Being an unlikely leader
Sometimes it feels like I was born in the wrong era. I’d love to have marched with suffragists at the turn of the last century, campaigned for better labor conditions in 1930s factories, or helped stage sit-ins on college campuses in the 1960s. Oh, I’ve participated in my share of marches and worked for many causes. But I always yearned to do something more dramatic … until an unlikely hero reminded me you don’t have to start a revolution to make a difference.
“Johnny” was exceptional … but not in a way that usually suggests leadership qualities. He had Down Syndrome, and working as a grocery bagger for a Midwestern supermarket chain was likely as far as his skills would take him. One day several years ago, Johnny’s employers invited speaker and author Barbara Glanz to address their company’s 3,000 workers on improving customer service. Young Johnny was so motivated by Glanz’s speech, he decided to make it his mission to build up the customers with whom he interacted. With his dad’s help, he began searching for inspirational thoughts that he’d copy, cut out, and quietly slip into customers’ grocery bags each day.
Gaining converts
Johnny’s personal outreach program came to light when his store manager asked customers why they were lined up at one aisle while other registers stood idle. They confessed they didn’t mind waiting to get one of Johnny’s notes. One woman even shared that she’d gone from rarely shopping at the store to finding reasons to stop in almost every day.

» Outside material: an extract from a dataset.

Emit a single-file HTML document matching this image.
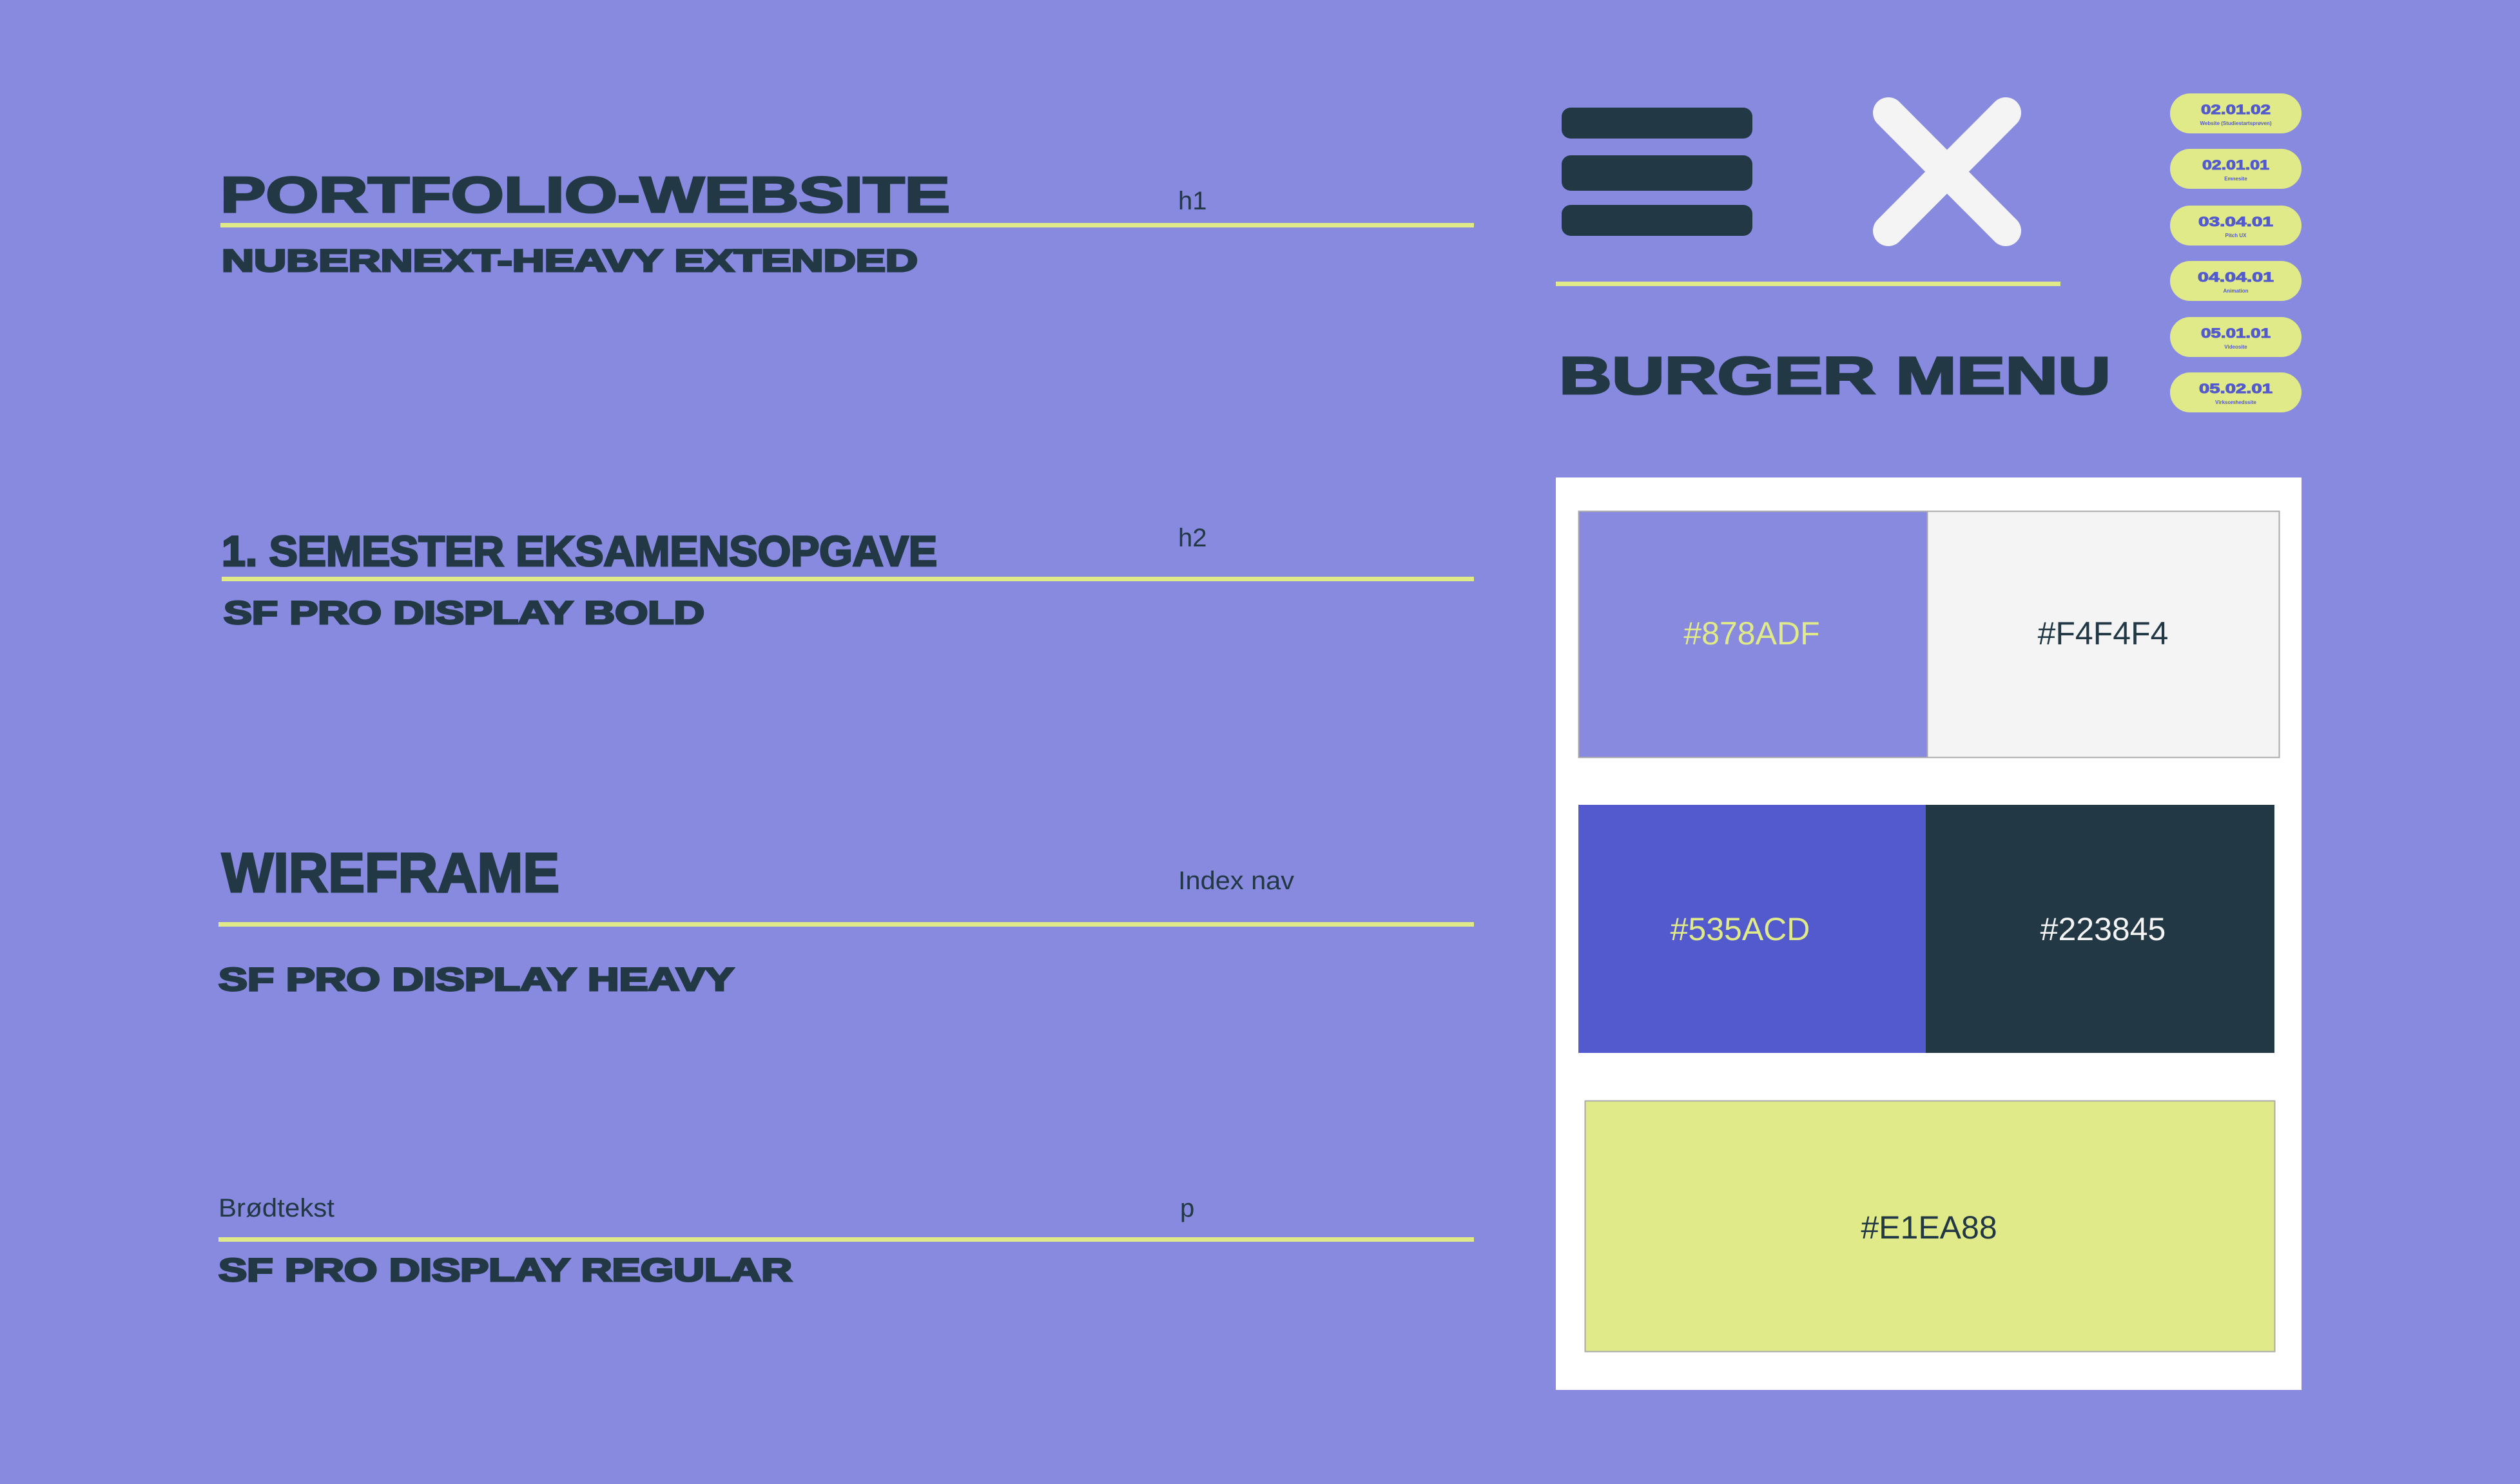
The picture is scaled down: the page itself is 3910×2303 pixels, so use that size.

Before long, a guy in the meat market started buying Peanuts stickers for his customers’ meat purchases. An employee in the floral department began turning broken flowers into corsages and giving them to female shoppers. By quietly reaching out to the people he encountered, this lone grocery bagger managed to inspire everyone in the store to be friendlier to customers and to their colleagues. Sales increased. And eventually word got back to Barbara Glanz.
Glanz included the story in her 1996 book Care Packages for the Workplace. And through the years, so many people have asked about this exceptional young man that she’s developed Johnny the Bagger®: A True Story of Customer Service—a motivational film and training program for sharing his story and its lessons with other organizations.
Johnny proved you don’t have to be Elizabeth Cady Stanton, Franklin Delano Roosevelt, or Martin Luther King Jr. to make your world a better place. You just have to be willing to do something.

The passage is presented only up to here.